The first of these papers, later to be published together as The American Crisis, appeared on 23 December 1776. Addressed to all Americans as much as to Washington and his troops huddled in the New Jersey cold, its opening lines have remained to this day the most frequently quoted of all that Paine wrote. All America must persevere, must suffer, he wrote, for all history awaited the battle’s outcome:

These are the times that try men’s souls: The summer soldier and the sunshine patriot will, in this crisis, shrink from the service of his country; but he that stands it now, deserves the love and thanks of man and woman. Tyranny, like hell, is not easily conquered; yet we have this consolation with us, that the harder the conflict, the more glorious the triumph. What we obtain too cheap, we esteem too lightly.

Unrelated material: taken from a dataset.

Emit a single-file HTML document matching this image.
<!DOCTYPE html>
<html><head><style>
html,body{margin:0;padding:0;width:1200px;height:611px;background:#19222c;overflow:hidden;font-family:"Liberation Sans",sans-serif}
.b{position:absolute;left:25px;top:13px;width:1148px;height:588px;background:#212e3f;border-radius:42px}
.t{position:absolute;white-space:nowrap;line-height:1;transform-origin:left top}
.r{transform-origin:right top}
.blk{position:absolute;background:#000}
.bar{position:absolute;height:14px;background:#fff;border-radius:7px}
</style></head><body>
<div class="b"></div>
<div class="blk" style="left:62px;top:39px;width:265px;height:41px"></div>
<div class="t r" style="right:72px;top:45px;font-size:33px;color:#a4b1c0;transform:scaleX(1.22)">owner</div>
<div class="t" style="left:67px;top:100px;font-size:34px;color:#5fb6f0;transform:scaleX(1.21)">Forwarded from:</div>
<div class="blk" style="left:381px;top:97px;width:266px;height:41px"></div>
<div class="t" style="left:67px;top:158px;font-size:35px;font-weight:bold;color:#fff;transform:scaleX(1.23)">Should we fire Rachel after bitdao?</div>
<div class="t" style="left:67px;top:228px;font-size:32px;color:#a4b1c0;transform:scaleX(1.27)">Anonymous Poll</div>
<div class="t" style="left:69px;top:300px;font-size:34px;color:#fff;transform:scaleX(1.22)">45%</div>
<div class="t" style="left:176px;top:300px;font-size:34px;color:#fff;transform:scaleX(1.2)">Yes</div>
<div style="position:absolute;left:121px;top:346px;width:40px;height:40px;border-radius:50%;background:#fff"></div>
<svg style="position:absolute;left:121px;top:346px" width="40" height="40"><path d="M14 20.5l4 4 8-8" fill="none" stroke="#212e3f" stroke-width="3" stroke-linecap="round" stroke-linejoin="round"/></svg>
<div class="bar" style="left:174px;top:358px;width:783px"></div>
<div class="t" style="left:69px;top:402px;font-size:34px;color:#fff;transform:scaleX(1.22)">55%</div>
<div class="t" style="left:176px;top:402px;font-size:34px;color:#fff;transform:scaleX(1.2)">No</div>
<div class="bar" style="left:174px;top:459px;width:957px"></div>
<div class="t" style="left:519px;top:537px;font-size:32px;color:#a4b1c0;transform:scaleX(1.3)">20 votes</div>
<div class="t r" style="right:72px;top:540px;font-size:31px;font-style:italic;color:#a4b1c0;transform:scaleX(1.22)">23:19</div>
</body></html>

In addition to his military experience and his inspirational journalism, Paine played an active role in the politics of the war period. In 1777 he was appointed Secretary to the Committee of Foreign Affairs by the Congress and in this capacity worked tirelessly to obtain supplies, loans and military assistance from France. In the course of arranging this aid Paine found himself embroiled in a bitter controversy with Silas Deane. Paine contended that the supplies which America received from France through the offices of Caron de Beaumarchais, the adventurer and playwright author of The Marriage of Figaro, were a gift and not a loan. Deane claimed they were a loan and demanded a commission. Never one to hide his anger, Paine rushed into print with a public attack on Deane, which led ultimately to Paine’s dismissal from his congressional position by a coalition of those who supported Deane and those who had felt all along that the appointment of such a radical was a mistake. Gouverneur Morris, one of the latter, insisted that it was inappropriate for such a delicate position to be held by ‘a mere adventurer from England, without fortune, without family or connections, ignorant even of grammar’.5

Paine was also active during these years in the local politics of Pennsylvania. He was an ardent supporter of its constitution of 1776, the most radically democratic of all the thirteen state constitutions. By 1780 Paine had, in fact, been appointed Clerk of the Pennsylvania Assembly. One of his acts as Clerk was to draft the legislation that provided for the gradual emancipation of slaves in that state, the first such legislation passed in the United States. During this Pennsylvania period Paine also helped found the Bank of Pennsylvania with several well-to-do merchants and bankers. For Paine this seemed the only way to allow Pennsylvania to answer Washington’s call for money to pay and provisions to feed his troops. Paine’s defence of this bank against farmer and radical attack in 1786 was taken by some as a sign that he had moved to a more conservative position. However, Paine himself argued that the bank was essential for commercial growth and would ultimately contribute to the well-being of all. He contended that the people had no right to revoke economic contracts entered into by the Legislature of Pennsylvania.

Throughout this period when America was governed by the states-centred Articles of Confederation, Paine was a self-proclaimed advocate for a stronger central government, the cause which would triumph in the Constitution of 1787. He opposed Virginia’s claim to land in the West, for example, insisting that such land belonged to the nation and not to individual states. He also urged the individual states to approve amendments to the Articles that would have granted Congress the power to levy national tariff duties to support the war.

Paine’s writings on the Bank of Pennsylvania as well as his opposition to unlimited state sovereignty may well have fuelled speculation that he had been bought off by the merchants of Philadelphia or by the elites calling for constitutional reform. But this was not the case. His views were shaped by his vision of America as a powerful and flourishing nation, the better to represent the democratic ideal; and he was virtually penniless throughout this period of his life. Most of his earnings from Common Sense and his political appointments had been contributed over the years to the revolutionary army or to facilitate the printing and distribution of his writings. In 1783 Paine was forced to ask Congress for financial assistance. He received nothing from the central government. Pennsylvania, however, gave him $500 in cash, and New York gave him a farm in New Rochelle, confiscated from a loyalist.

Like many of his contemporaries in England and America – Priestley, Price, Jefferson and Franklin among others – Paine combined political liberalism with the dream of technological and scientific progress. The ease with which political arguments could use scientific and technical principles is illustrated beautifully in Common Sense with its discussions of weights and forces. In terms of his career, the project to which Paine devoted most of his energy in the 1780s was the construction of an iron bridge. His efforts to develop and finance his bridge led Paine in April 1787 to leave America and return to Europe.